» **Set problem**
Repeat the data that follows, word for word, without the images.

___ Given information

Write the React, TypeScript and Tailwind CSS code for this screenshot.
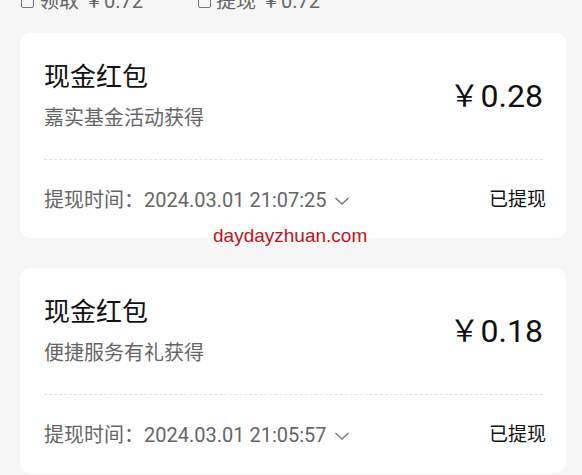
import React from "react";

const records = [
  { title: "现金红包", source: "嘉实基金活动获得", amount: "0.28", time: "2024.03.01 21:07:25", status: "已提现" },
  { title: "现金红包", source: "便捷服务有礼获得", amount: "0.18", time: "2024.03.01 21:05:57", status: "已提现" },
];

function Chevron() {
  return (
    <svg width="16" height="14" viewBox="0 0 16 14" className="ml-[7px] mt-[2px]">
      <path d="M1.5 4 L8 10 L14.5 4" fill="none" stroke="#777" strokeWidth="1.4" />
    </svg>
  );
}

function Box() {
  return <span className="inline-block w-[13px] h-[14px] border-[1.6px] border-[#777] rounded-[2px] mr-[5px]" />;
}

export default function App() {
  return (
    <div
      className="w-[582px] h-[475px] overflow-hidden bg-[#f6f6f6] relative"
      style={{ fontFamily: 'Roboto, "Noto Sans CJK SC", sans-serif' }}
    >
      {/* summary row, cut off at the top */}
      <div className="-mt-[13px] h-[28px] flex items-center pl-[21px] text-[20px] text-[#666]">
        <div className="flex items-center w-[177px]">
          <Box />
          <span>领取 ￥0.72</span>
        </div>
        <div className="flex items-center">
          <Box />
          <span>提现 ￥0.72</span>
        </div>
      </div>

      <div className="mt-[18px] pl-5 pr-4 flex flex-col gap-[30px]">
        {records.map((r, i) => (
          <div key={i} className="bg-white rounded-[10px] pl-6 pr-[23px] pt-[26px] pb-[24px]">
            <div className="flex items-center justify-between">
              <div className="flex flex-col">
                <span className="text-[26px] leading-[36px] text-[#111]">{r.title}</span>
                <span className="mt-[9px] text-[20px] leading-[28px] text-[#666]">{r.source}</span>
              </div>
              <span className="flex items-center text-[32px] leading-[40px] text-[#111]">
                <span className="text-[30px]">￥</span>
                <span className="ml-[1px]">{r.amount}</span>
              </span>
            </div>
            <div className="mt-[27px] border-t border-dashed border-[#e4e4e4]" />
            <div className="mt-[26px] h-[28px] flex items-center justify-between">
              <div className="flex items-center text-[20px] text-[#666]">
                <span>提现时间：</span>
                <span>{r.time}</span>
                <Chevron />
              </div>
              <span className="text-[19px] text-[#111] mr-[-3px]">{r.status}</span>
            </div>
          </div>
        ))}
      </div>

      <span
        className="absolute left-[213px] top-[223px] text-[19px] leading-[26px] text-[#c0121c]"
        style={{ fontFamily: '"Liberation Sans", Arial, sans-serif' }}
      >
        daydayzhuan.com
      </span>
    </div>
  );
}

______

» **Written solution**
Write the React, TypeScript and Tailwind CSS code for this screenshot.
import React from "react";

const records = [
  { title: "现金红包", source: "嘉实基金活动获得", amount: "0.28", time: "2024.03.01 21:07:25", status: "已提现" },
  { title: "现金红包", source: "便捷服务有礼获得", amount: "0.18", time: "2024.03.01 21:05:57", status: "已提现" },
];

function Chevron() {
  return (
    <svg width="16" height="14" viewBox="0 0 16 14" className="ml-[7px] mt-[2px]">
      <path d="M1.5 4 L8 10 L14.5 4" fill="none" stroke="#777" strokeWidth="1.4" />
    </svg>
  );
}

function Box() {
  return <span className="inline-block w-[13px] h-[14px] border-[1.6px] border-[#777] rounded-[2px] mr-[5px]" />;
}

export default function App() {
  return (
    <div
      className="w-[582px] h-[475px] overflow-hidden bg-[#f6f6f6] relative"
      style={{ fontFamily: 'Roboto, "Noto Sans CJK SC", sans-serif' }}
    >
      {/* summary row, cut off at the top */}
      <div className="-mt-[13px] h-[28px] flex items-center pl-[21px] text-[20px] text-[#666]">
        <div className="flex items-center w-[177px]">
          <Box />
          <span>领取 ￥0.72</span>
        </div>
        <div className="flex items-center">
          <Box />
          <span>提现 ￥0.72</span>
        </div>
      </div>

      <div className="mt-[18px] pl-5 pr-4 flex flex-col gap-[30px]">
        {records.map((r, i) => (
          <div key={i} className="bg-white rounded-[10px] pl-6 pr-[23px] pt-[26px] pb-[24px]">
            <div className="flex items-center justify-between">
              <div className="flex flex-col">
                <span className="text-[26px] leading-[36px] text-[#111]">{r.title}</span>
                <span className="mt-[9px] text-[20px] leading-[28px] text-[#666]">{r.source}</span>
              </div>
              <span className="flex items-center text-[32px] leading-[40px] text-[#111]">
                <span className="text-[30px]">￥</span>
                <span className="ml-[1px]">{r.amount}</span>
              </span>
            </div>
            <div className="mt-[27px] border-t border-dashed border-[#e4e4e4]" />
            <div className="mt-[26px] h-[28px] flex items-center justify-between">
              <div className="flex items-center text-[20px] text-[#666]">
                <span>提现时间：</span>
                <span>{r.time}</span>
                <Chevron />
              </div>
              <span className="text-[19px] text-[#111] mr-[-3px]">{r.status}</span>
            </div>
          </div>
        ))}
      </div>

      <span
        className="absolute left-[213px] top-[223px] text-[19px] leading-[26px] text-[#c0121c]"
        style={{ fontFamily: '"Liberation Sans", Arial, sans-serif' }}
      >
        daydayzhuan.com
      </span>
    </div>
  );
}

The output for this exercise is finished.